# RECORD LIST start
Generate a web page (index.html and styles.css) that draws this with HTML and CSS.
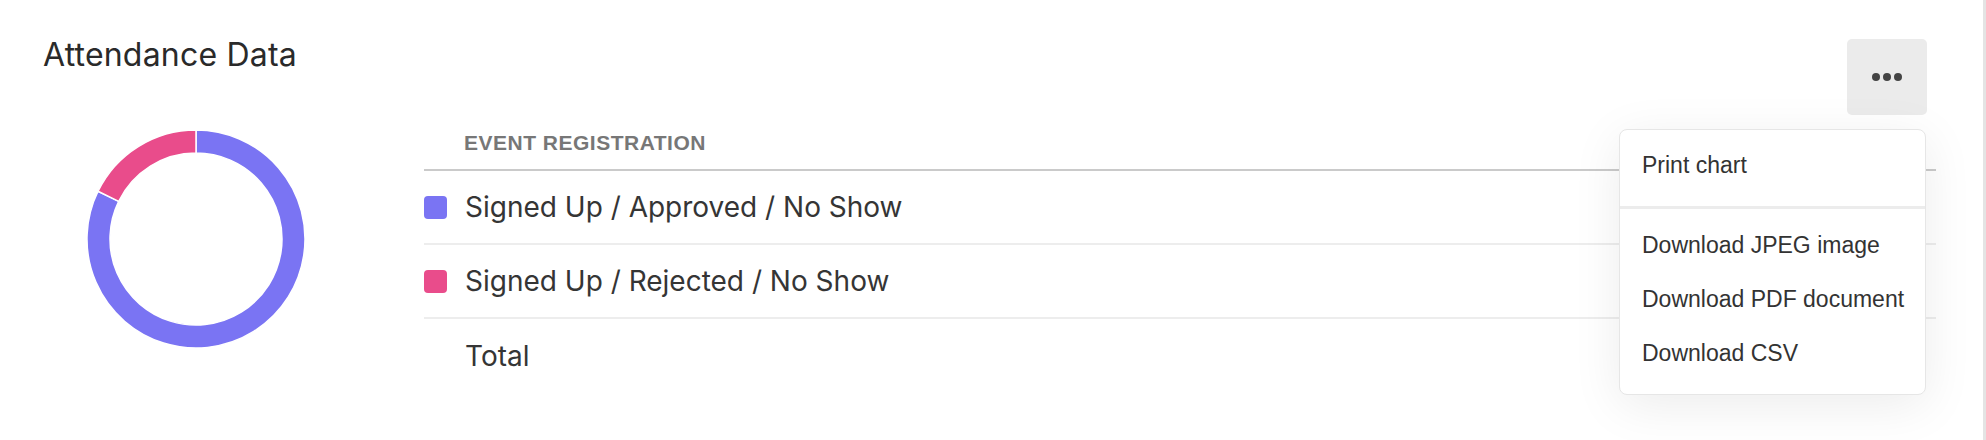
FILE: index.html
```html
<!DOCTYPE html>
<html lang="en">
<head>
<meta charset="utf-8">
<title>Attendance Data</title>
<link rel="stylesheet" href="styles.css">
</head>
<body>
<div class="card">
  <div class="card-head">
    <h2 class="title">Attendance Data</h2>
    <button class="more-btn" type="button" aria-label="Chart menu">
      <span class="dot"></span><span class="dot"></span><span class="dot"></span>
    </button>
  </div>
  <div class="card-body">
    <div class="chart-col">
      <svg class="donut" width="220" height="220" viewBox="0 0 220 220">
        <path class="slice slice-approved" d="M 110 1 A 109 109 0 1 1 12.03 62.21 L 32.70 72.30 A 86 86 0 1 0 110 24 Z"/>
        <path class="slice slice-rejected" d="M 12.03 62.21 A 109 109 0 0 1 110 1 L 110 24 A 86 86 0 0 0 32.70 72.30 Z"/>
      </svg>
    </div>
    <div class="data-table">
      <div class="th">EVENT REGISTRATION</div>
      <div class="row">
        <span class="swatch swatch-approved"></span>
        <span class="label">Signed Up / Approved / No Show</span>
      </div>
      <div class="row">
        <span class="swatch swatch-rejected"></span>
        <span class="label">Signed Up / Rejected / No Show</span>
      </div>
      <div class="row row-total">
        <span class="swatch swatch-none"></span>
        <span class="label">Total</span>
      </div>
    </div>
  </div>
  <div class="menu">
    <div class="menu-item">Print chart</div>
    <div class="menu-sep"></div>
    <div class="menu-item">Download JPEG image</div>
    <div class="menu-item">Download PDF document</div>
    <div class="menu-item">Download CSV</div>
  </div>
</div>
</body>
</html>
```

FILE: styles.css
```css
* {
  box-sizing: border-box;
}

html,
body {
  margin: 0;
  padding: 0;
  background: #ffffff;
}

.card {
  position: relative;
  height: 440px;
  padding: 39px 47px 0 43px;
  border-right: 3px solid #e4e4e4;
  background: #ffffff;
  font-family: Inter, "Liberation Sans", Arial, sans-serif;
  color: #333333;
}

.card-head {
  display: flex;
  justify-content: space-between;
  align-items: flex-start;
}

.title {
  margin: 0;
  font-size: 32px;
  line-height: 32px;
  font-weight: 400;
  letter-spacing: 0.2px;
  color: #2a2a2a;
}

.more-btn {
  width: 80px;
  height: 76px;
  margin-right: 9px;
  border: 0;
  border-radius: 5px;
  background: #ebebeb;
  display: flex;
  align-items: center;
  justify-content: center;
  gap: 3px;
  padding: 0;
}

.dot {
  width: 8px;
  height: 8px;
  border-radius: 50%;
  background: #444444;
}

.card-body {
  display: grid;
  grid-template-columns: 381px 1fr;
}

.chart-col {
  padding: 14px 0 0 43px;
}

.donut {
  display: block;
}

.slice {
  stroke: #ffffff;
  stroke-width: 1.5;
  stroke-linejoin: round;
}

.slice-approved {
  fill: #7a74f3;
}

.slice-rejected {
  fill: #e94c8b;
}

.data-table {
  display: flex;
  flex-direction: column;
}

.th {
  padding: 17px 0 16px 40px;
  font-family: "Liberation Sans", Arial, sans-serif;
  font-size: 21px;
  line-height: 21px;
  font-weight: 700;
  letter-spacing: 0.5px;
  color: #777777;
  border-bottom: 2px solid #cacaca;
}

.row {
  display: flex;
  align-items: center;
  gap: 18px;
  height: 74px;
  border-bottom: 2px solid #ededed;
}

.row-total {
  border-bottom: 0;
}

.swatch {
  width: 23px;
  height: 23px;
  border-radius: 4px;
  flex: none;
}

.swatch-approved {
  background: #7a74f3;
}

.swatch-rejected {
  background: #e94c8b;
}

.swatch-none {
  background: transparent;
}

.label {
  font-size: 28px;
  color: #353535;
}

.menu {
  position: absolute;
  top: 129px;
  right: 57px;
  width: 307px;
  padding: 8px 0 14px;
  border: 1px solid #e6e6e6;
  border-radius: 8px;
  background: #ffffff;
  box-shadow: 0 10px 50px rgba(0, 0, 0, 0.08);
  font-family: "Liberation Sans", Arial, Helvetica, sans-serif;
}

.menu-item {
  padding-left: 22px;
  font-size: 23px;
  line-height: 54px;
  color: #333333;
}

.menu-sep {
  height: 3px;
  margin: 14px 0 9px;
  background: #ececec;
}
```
# RECORD LIST end
# RECORD LIST start
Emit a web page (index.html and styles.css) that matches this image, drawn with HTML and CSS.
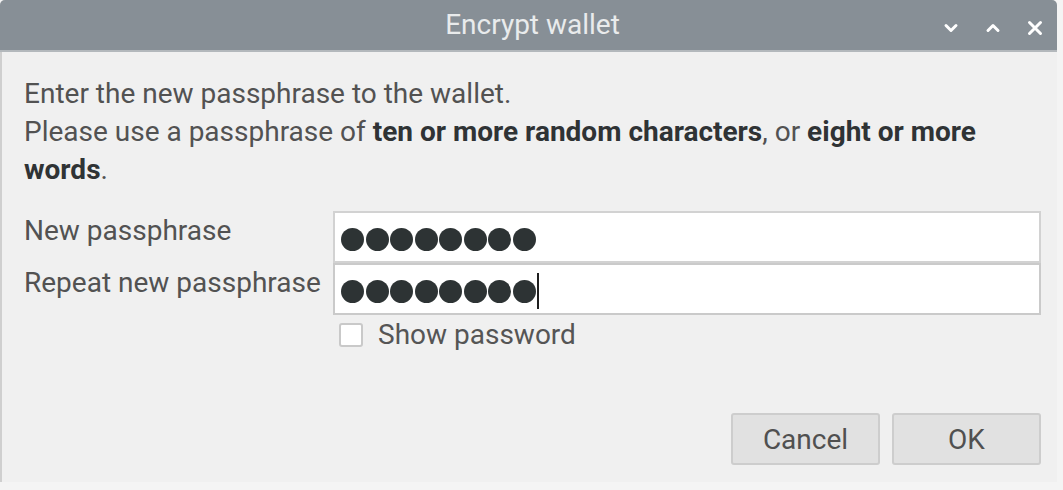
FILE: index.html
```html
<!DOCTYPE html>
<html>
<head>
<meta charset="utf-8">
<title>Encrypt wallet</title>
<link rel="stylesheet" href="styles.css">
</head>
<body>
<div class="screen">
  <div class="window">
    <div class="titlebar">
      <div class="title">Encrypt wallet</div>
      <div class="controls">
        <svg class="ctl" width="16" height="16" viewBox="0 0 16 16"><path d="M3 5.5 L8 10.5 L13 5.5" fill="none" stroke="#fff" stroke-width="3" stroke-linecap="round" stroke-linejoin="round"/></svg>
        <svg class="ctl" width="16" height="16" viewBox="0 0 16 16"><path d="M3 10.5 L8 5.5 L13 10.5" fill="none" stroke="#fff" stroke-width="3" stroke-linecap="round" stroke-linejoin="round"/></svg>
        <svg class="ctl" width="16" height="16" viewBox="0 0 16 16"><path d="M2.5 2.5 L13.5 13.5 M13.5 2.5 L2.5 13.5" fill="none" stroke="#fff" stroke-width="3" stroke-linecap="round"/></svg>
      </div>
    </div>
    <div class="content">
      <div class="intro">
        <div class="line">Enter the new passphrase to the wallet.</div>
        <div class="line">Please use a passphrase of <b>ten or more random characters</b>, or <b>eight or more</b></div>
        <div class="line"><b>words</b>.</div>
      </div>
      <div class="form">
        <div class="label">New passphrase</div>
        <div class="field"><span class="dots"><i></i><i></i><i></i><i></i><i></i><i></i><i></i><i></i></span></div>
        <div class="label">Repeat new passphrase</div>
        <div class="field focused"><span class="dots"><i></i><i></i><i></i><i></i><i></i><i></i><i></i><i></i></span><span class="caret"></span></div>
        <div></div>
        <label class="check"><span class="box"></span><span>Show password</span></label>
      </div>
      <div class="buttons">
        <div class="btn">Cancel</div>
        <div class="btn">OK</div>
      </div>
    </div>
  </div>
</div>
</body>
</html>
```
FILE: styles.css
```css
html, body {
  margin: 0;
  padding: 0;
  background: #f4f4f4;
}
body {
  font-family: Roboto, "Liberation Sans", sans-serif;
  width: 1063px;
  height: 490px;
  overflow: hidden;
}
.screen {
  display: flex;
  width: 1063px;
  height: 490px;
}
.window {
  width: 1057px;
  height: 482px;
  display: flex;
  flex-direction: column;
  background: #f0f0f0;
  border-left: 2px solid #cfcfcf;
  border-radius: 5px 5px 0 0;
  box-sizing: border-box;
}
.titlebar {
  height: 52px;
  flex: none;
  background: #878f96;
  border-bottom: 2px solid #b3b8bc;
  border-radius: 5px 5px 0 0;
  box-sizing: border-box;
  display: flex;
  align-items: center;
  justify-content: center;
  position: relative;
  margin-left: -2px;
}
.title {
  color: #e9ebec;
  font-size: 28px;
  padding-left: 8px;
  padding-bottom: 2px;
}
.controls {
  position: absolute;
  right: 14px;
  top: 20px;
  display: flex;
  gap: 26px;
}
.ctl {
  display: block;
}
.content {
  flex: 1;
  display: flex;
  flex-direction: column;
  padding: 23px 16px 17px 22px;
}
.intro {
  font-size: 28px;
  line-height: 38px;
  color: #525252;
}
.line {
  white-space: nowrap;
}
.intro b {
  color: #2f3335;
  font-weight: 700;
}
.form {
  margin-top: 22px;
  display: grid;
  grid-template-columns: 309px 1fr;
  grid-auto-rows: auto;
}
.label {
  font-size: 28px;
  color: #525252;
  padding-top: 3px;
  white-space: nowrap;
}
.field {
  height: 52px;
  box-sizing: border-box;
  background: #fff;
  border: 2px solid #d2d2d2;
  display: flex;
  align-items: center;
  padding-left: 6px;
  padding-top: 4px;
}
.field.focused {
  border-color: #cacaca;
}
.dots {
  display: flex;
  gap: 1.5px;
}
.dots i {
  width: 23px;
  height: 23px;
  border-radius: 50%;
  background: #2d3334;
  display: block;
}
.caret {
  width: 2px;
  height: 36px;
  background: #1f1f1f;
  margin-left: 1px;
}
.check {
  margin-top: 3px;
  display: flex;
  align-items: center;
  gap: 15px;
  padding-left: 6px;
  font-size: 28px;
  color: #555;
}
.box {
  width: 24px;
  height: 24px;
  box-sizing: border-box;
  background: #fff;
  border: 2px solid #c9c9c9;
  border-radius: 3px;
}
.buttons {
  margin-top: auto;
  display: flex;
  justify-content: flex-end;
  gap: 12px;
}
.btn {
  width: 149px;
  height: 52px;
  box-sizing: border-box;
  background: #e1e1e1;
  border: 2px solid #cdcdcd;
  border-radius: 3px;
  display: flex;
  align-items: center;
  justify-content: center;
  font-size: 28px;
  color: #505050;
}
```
# RECORD LIST end
#### EXERCISE DETAILS
Which lines of the data include "that"? Copy each of them.

#### TASK RESULT
Generate a web page (index.html and styles.css) that draws this with HTML and CSS.
Emit a web page (index.html and styles.css) that matches this image, drawn with HTML and CSS.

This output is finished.